INFORMATION SHOWN ->
-------------------------
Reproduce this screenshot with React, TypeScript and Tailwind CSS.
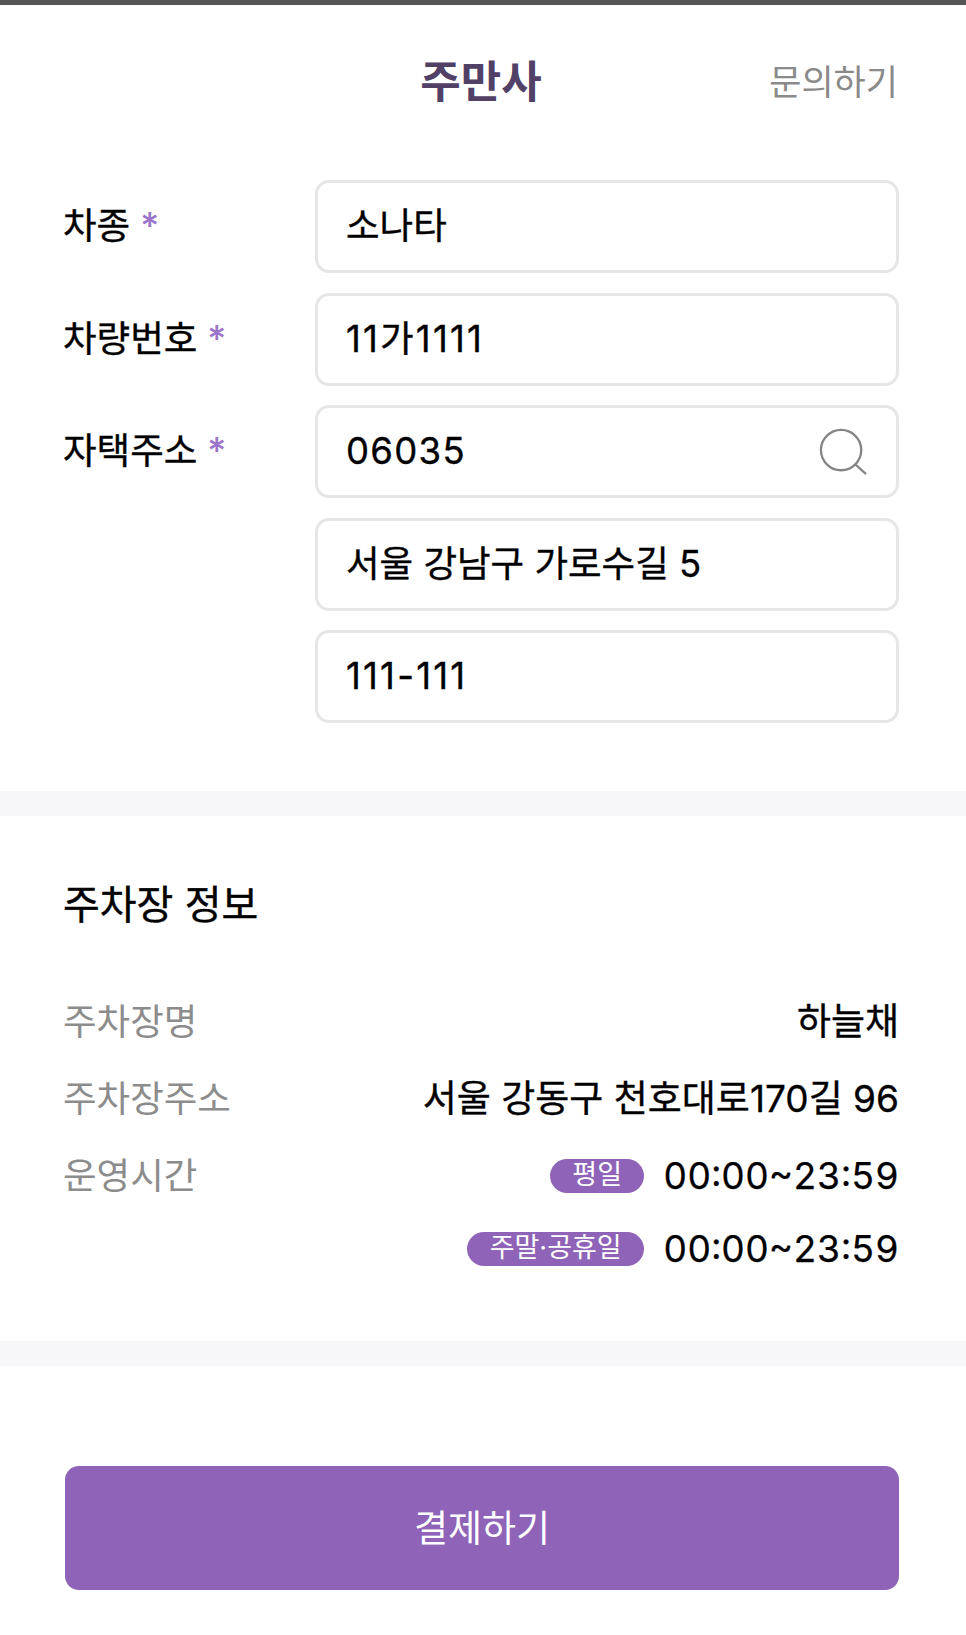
const font = "font-['Inter','Noto_Sans_CJK_KR',sans-serif]";

function Field({ value, icon, tracking }: { value: string; icon?: boolean; tracking?: string }) {
  return (
    <div className="flex h-[93px] items-center justify-between rounded-[14px] border-[3px] border-[#e6e6e6] bg-white pl-[28px] pr-[29px] text-[36.5px] text-black [-webkit-text-stroke:0.35px_black]">
      <span className={tracking}>{value}</span>
      {icon && (
        <svg width="48" height="48" viewBox="0 0 50 50" fill="none" stroke="#858585" strokeWidth="2.4">
          <circle cx="23" cy="23" r="21" />
          <path d="M38 38 L49 48" />
        </svg>
      )}
    </div>
  );
}

function Label({ text }: { text: string }) {
  return (
    <div className="flex h-[93px] items-start pt-[19px] text-[36.5px] text-black">
      <span className="[-webkit-text-stroke:0.35px_black]">{text}</span>
      <span className="ml-[10px] font-medium text-[#9a75c9]">*</span>
    </div>
  );
}

function InfoRow({ label, value }: { label: string; value: string }) {
  return (
    <div className="flex h-[77px] items-center justify-between">
      <span className="text-[#8c8c8c]">{label}</span>
      <span className="text-[37px] text-black [-webkit-text-stroke:0.35px_black]">{value}</span>
    </div>
  );
}

function Hours({ tag, pillWidth }: { tag: string; pillWidth: string }) {
  return (
    <div className="flex items-center justify-end gap-[19px]">
      <span className={`flex h-[34px] items-center justify-center rounded-full bg-[#8e63b8] pb-[3px] text-[27px] leading-none text-white ${pillWidth}`}>
        {tag}
      </span>
      <span className="text-[37px] tabular-nums text-black [-webkit-text-stroke:0.25px_black]">00:00~23:59</span>
    </div>
  );
}

export default function App() {
  return (
    <div className={`${font} h-[1635px] w-[966px] overflow-hidden bg-white`}>
      <div className="h-[5px] bg-[#555555]" />
      <header className="relative flex h-[175px] items-center justify-center pb-[21px]">
        <h1 className="mr-[4px] text-[44px] font-bold text-[#524166]">주만사</h1>
        <span className="absolute right-[68px] top-[52px] text-[35px] leading-[50px] text-[#8a8a8a]">문의하기</span>
      </header>

      <section className="grid grid-cols-[252px_1fr] gap-y-[19.5px] pl-[63px] pr-[67px]">
        <Label text="차종" />
        <Field value="소나타" />
        <Label text="차량번호" />
        <Field value="11가1111" tracking="tracking-[2.2px]" />
        <Label text="자택주소" />
        <Field value="06035" icon tracking="tracking-[1.3px]" />
        <div />
        <Field value="서울 강남구 가로수길 5" />
        <div />
        <Field value="111-111" tracking="tracking-[2.2px]" />
      </section>

      <div className="mt-[68px] h-[25px] bg-[#f7f7f9]" />

      <section className="pl-[63px] pr-[67px] pt-[64px]">
        <h2 className="text-[40px] leading-[50px] text-black [-webkit-text-stroke:0.4px_black]">주차장 정보</h2>
        <div className="mt-[53.5px] text-[36.5px]">
          <InfoRow label="주차장명" value="하늘채" />
          <InfoRow label="주차장주소" value="서울 강동구 천호대로170길 96" />
          <div className="flex h-[77px] items-center justify-between">
            <span className="text-[#8c8c8c]">운영시간</span>
            <Hours tag="평일" pillWidth="w-[94px]" />
          </div>
          <div className="mt-[6.5px]">
            <Hours tag="주말·공휴일" pillWidth="w-[177px]" />
          </div>
        </div>
      </section>

      <div className="mt-[64px] h-[25px] bg-[#f7f7f9]" />

      <div className="pl-[65px] pr-[67px] pt-[100px]">
        <button className="flex h-[124px] w-full items-center justify-center rounded-[14px] bg-[#8e63b8] pt-[3px] text-[37px] text-white">
          결제하기
        </button>
      </div>
    </div>
  );
}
-------------------------
GOAL -> Leave every image out, and retype the material exactly.

RIGHT ANSWER ->
Reproduce this screenshot with React, TypeScript and Tailwind CSS.
const font = "font-['Inter','Noto_Sans_CJK_KR',sans-serif]";

function Field({ value, icon, tracking }: { value: string; icon?: boolean; tracking?: string }) {
  return (
    <div className="flex h-[93px] items-center justify-between rounded-[14px] border-[3px] border-[#e6e6e6] bg-white pl-[28px] pr-[29px] text-[36.5px] text-black [-webkit-text-stroke:0.35px_black]">
      <span className={tracking}>{value}</span>
      {icon && (
        <svg width="48" height="48" viewBox="0 0 50 50" fill="none" stroke="#858585" strokeWidth="2.4">
          <circle cx="23" cy="23" r="21" />
          <path d="M38 38 L49 48" />
        </svg>
      )}
    </div>
  );
}

function Label({ text }: { text: string }) {
  return (
    <div className="flex h-[93px] items-start pt-[19px] text-[36.5px] text-black">
      <span className="[-webkit-text-stroke:0.35px_black]">{text}</span>
      <span className="ml-[10px] font-medium text-[#9a75c9]">*</span>
    </div>
  );
}

function InfoRow({ label, value }: { label: string; value: string }) {
  return (
    <div className="flex h-[77px] items-center justify-between">
      <span className="text-[#8c8c8c]">{label}</span>
      <span className="text-[37px] text-black [-webkit-text-stroke:0.35px_black]">{value}</span>
    </div>
  );
}

function Hours({ tag, pillWidth }: { tag: string; pillWidth: string }) {
  return (
    <div className="flex items-center justify-end gap-[19px]">
      <span className={`flex h-[34px] items-center justify-center rounded-full bg-[#8e63b8] pb-[3px] text-[27px] leading-none text-white ${pillWidth}`}>
        {tag}
      </span>
      <span className="text-[37px] tabular-nums text-black [-webkit-text-stroke:0.25px_black]">00:00~23:59</span>
    </div>
  );
}

export default function App() {
  return (
    <div className={`${font} h-[1635px] w-[966px] overflow-hidden bg-white`}>
      <div className="h-[5px] bg-[#555555]" />
      <header className="relative flex h-[175px] items-center justify-center pb-[21px]">
        <h1 className="mr-[4px] text-[44px] font-bold text-[#524166]">주만사</h1>
        <span className="absolute right-[68px] top-[52px] text-[35px] leading-[50px] text-[#8a8a8a]">문의하기</span>
      </header>

      <section className="grid grid-cols-[252px_1fr] gap-y-[19.5px] pl-[63px] pr-[67px]">
        <Label text="차종" />
        <Field value="소나타" />
        <Label text="차량번호" />
        <Field value="11가1111" tracking="tracking-[2.2px]" />
        <Label text="자택주소" />
        <Field value="06035" icon tracking="tracking-[1.3px]" />
        <div />
        <Field value="서울 강남구 가로수길 5" />
        <div />
        <Field value="111-111" tracking="tracking-[2.2px]" />
      </section>

      <div className="mt-[68px] h-[25px] bg-[#f7f7f9]" />

      <section className="pl-[63px] pr-[67px] pt-[64px]">
        <h2 className="text-[40px] leading-[50px] text-black [-webkit-text-stroke:0.4px_black]">주차장 정보</h2>
        <div className="mt-[53.5px] text-[36.5px]">
          <InfoRow label="주차장명" value="하늘채" />
          <InfoRow label="주차장주소" value="서울 강동구 천호대로170길 96" />
          <div className="flex h-[77px] items-center justify-between">
            <span className="text-[#8c8c8c]">운영시간</span>
            <Hours tag="평일" pillWidth="w-[94px]" />
          </div>
          <div className="mt-[6.5px]">
            <Hours tag="주말·공휴일" pillWidth="w-[177px]" />
          </div>
        </div>
      </section>

      <div className="mt-[64px] h-[25px] bg-[#f7f7f9]" />

      <div className="pl-[65px] pr-[67px] pt-[100px]">
        <button className="flex h-[124px] w-full items-center justify-center rounded-[14px] bg-[#8e63b8] pt-[3px] text-[37px] text-white">
          결제하기
        </button>
      </div>
    </div>
  );
}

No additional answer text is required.